これまでと異なる点は、そのような感情の動きや違和感を言語化しSNSにアップできるようになった事です。これまでは心の中で、思い浮かんで一瞬で忘れていたような違和感を、言語化して、書き出して、SNSでシェアすることができるようになりました。 それを注目の集まりそうな題名とともにメディアが話題を作ります。特に、今回のマルハラの例では、若年層を代表する意見であるかのように報道されることが多いようですが、誰を対象にどの程度のデータが集められているのか明示されていることはほとんどありません。報道されている情報と大半の若年層の声は異なる可能性も大きいです。まとめ
ここまで、マルハラについて考察してきました。Z世代の視点から見ても本当に「ハラスメント」と感じる人がいるのかと疑問に感じる現象だと思います。文末表現に関する感度は世代を問わず個人差があるように感じます。
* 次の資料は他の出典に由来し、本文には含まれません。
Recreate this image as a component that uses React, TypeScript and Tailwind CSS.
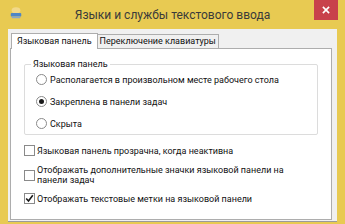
import React from "react";

function Radio({ checked, label }: { checked?: boolean; label: string }) {
  return (
    <div className="flex h-[13px] items-center gap-[3px] whitespace-nowrap">
      <span className="flex h-[11px] w-[11px] shrink-0 items-center justify-center rounded-full border border-[#8a8a8a] bg-white">
        {checked ? <span className="h-[5px] w-[5px] rounded-full bg-[#1a1a1a]" /> : null}
      </span>
      <span>{label}</span>
    </div>
  );
}

function Check({ checked, label }: { checked?: boolean; label: React.ReactNode }) {
  return (
    <div className="flex items-center gap-[2px] whitespace-nowrap">
      <span className="flex h-[11px] w-[11px] shrink-0 items-center justify-center border border-[#8a8a8a] bg-white">
        {checked ? (
          <svg width="9" height="9" viewBox="0 0 9 9">
            <path d="M1.2 4.5 L3.5 7 L7.8 1.3" fill="none" stroke="#1a1a1a" strokeWidth="1.6" />
          </svg>
        ) : null}
      </span>
      <span className="leading-[10px]">{label}</span>
    </div>
  );
}

export default function App() {
  return (
    <div
      className="h-[224px] w-[345px] overflow-hidden bg-[#e8ca52] text-[9px] leading-[12px] text-[#111]"
      style={{ fontFamily: 'Roboto, "Noto Sans", sans-serif' }}
    >
      <div className="relative flex h-[29px] items-center justify-center">
        <svg className="absolute left-[9px] top-[6px]" width="14" height="14" viewBox="0 0 16 16">
          <ellipse cx="8" cy="5" rx="5" ry="3.5" fill="#f2d98a" />
          <rect x="2" y="8" width="12" height="4" rx="1" fill="#4f86c6" />
          <rect x="3" y="12" width="10" height="2" rx="1" fill="#8aa7c8" />
        </svg>
        <span className="text-[12px] text-[#3a3a3a]">Языки и службы текстового ввода</span>
        <div className="absolute right-[7px] top-0 flex h-[20px] w-[24px] items-center justify-center bg-[#c8414b]">
          <svg width="8" height="8" viewBox="0 0 9 9">
            <path d="M1 1 L8 8 M8 1 L1 8" stroke="white" strokeWidth="1.8" />
          </svg>
        </div>
      </div>
      <div className="mx-[8px] h-[193px] border-b border-[#9a9a9a] bg-[#f0f0f0] pl-[2px] pr-[5px] pt-[4px]">
        <div className="flex items-end">
          <div className="relative z-10 -mb-px ml-[1px] border border-b-0 border-[#adadad] bg-white px-[5px] pb-[2px] pt-[1px]">
            Языковая панель
          </div>
          <div className="border border-b-0 border-l-0 border-[#adadad] bg-[#f0f0f0] px-[2px] pb-[1px]">
            Переключение клавиатуры
          </div>
        </div>
        <div className="h-[172px] border border-[#adadad] bg-white pl-[13px] pr-[13px] pt-[15px]">
          <div className="relative rounded-[2px] border border-[#dcdcdc] pb-[4px] pl-[11px] pt-[8px]">
            <span className="absolute left-[6px] top-[-7px] bg-white px-[2px]">Языковая панель</span>
            <div className="flex flex-col gap-[9px]">
              <Radio label="Располагается в произвольном месте рабочего стола" />
              <Radio checked label="Закреплена в панели задач" />
              <Radio label="Скрыта" />
            </div>
          </div>
          <div className="mt-[10px] flex flex-col">
            <Check label="Языковая панель прозрачна, когда неактивна" />
            <div className="mt-[9px]">
              <Check
                label={
                  <>
                    Отображать дополнительные значки языковой панели на
                    <br />
                    панели задач
                  </>
                }
              />
            </div>
            <div className="mt-[8px]">
              <Check checked label="Отображать текстовые метки на языковой панели" />
            </div>
          </div>
        </div>
      </div>
    </div>
  );
}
時代を問わず、遠方の相手とのコミュニケーションで伝えられるニュアンスには限界があり、ミスコミュニケーションは付きものです。対面で実際に会って仕事をする機会が減っている人も多いと思いますが、日頃から信頼関係を築く努力をお互いがしていればテキストメッセージでの違和感はポジティブに解釈されやすくなり、マルハラのような世代間でのすれ違いも減るのではないでしょうか。
*1: Marjorie Fink Vargas, Louder than Words : An Introduction to Nonverbal Communication, Iowa State Univ. Press,1986, p.10
*2: 三宅 和子. 対人配慮と言語表現-若者の携帯電話のメッセージ分析. 文学論藻/東洋大学文学部日本文学文化学科編.(77)2003.3,p.207~176. https://ndlsearch.ndl.go.jp/books/R000000004-I6744249
*3: 携帯メールにおけるジェンダー ―文末に現れる様々な記号の使われ方に注目して― 三宅 和子(東洋大学)第14回社会言語科学会(2004年9月5日)
*4: 加納, et al.「打ち言葉」における句点の役割: 日本人大学生のLINEメッセージを巡る一考察.お茶の水女子大学人文科学研究,2017, 13:27-40.